Çok şarkınızda ölüm ve intihar var. İntihara meyilli biri misiniz?
Hayır ama hayattan zevk almıyorum, mutlu biri değilim. Ama ölümden de çok korkuyorum. Ölümden çok korktuğun için hayatı sevmiyorsun. Bu iki parametre birbirine çarpıp sürekli beni başka yerlere götürüyor. Hayatı sevmek için kendi kendime çareler arıyorum.

Çareleriniz işe yarıyor mu?
Yarıyor.
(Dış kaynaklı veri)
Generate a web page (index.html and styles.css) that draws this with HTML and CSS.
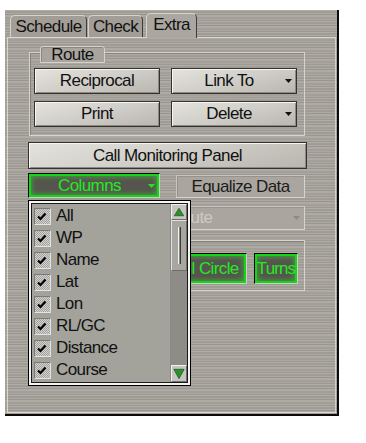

Mesela sabah kalkıp da yanlışlıkla Nick Cave’den "Boatman’s Call"u koyarsan CD çalara, ayvayı yedin. Canım tabii ki onu dinlemek istiyor ama beni motive etsin, güçlü yapsın diye Bruce Springsteen koyuyorum. Günümü kurtarmak için kısa vadeli bir çözüm üretmek zorundayım. Mevsimler de beni etkiliyor, bahar geldi, kazaklar gitti artık mutlu bir herifim ben.

Keyifliyken şarkı yazabiliyor musunuz?
Hayır, depresyon işe de yarar bazen. Ben çok keyifli olduğumda şarkı da yazamıyorum. Çok mutluysam okuduğum güzel bir kitabın tadını alamıyorum. Artık seçme şansımı kullanıyorum.